LITERATURE will outpace us, like the cockroaches. After all the tinkering is done, the biggering and bettering, the rebuilding and ruining, we will have only books like William Trevor's new collection, "Cheating at Canasta," to remind us how serious, noble, painful and happy human life once was. Trevor's stories -- so like James Joyce's and Alice Munro's -- preserve something of the scale of human life. Emotions fit the dramas they're attached to; gestures seem appropriate, and there is time to notice them. The feelings of children matter, the regrets of husbands, the loneliness of women. Every story has its victim, but the crime is forgotten somewhere along the line because, well, we are only human.
Human, humility. The old husband in "Cheating at Canasta's" title story, sitting in a restaurant in Venice to fulfill a promise he once made to his late wife, imagines her voice, telling him: "Shame isn't bad. . . . Nor the humility that is its gift." There is much shame in the 12 stories here, as well as its cousins: regret, guilt, suspicion, deception. These states color every room, every landscape. "A wasteland, it seemed like where she walked, made so not by itself but by her mood," thinks Katherine, a character in "The Room" who is caught between a relationship with a man who has just gone back to his wife and the suspicion that her husband, Phair, may have killed the woman with whom he had an affair many years back. A room filled with light and happiness one day, emptied of the human will to make it beautiful, looks gray and dingy the next. (Exhausting, this responsibility we bear to keep things beautiful and happy.)

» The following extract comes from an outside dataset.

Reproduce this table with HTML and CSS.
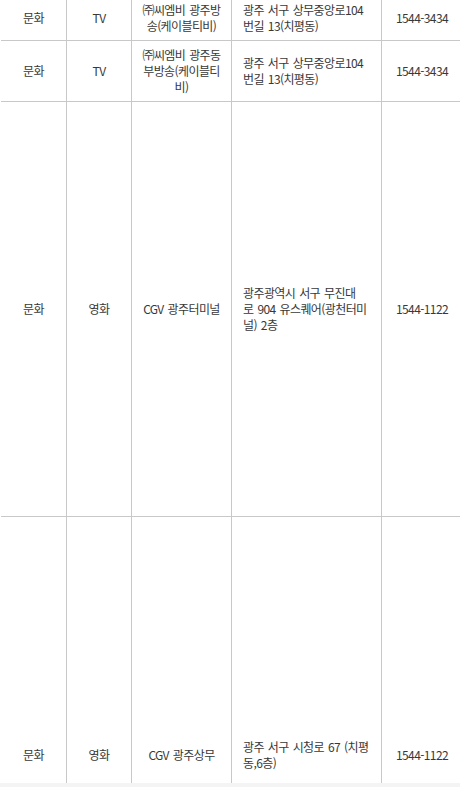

In the midst of all this ordinariness, nothing is received, nothing expected. Trevor loves his details, fastens on them, but he loves mystery more. You can, like his characters, try very hard to locate yourself at the center of your own life, using details like status, position, religion and ancestral land, but in the end, mystery will out. Cahal, a bumbling 19-year-old in "The Dressmaker's Child," hits the small child of the story's title -- who is fond of running into the road and whose mother is neglectful -- with his car and kills her. Thinking no one has seen the accident, he drives on. His life becomes unbearable. The key to his healing, his journey's specific DNA, is not what you would expect.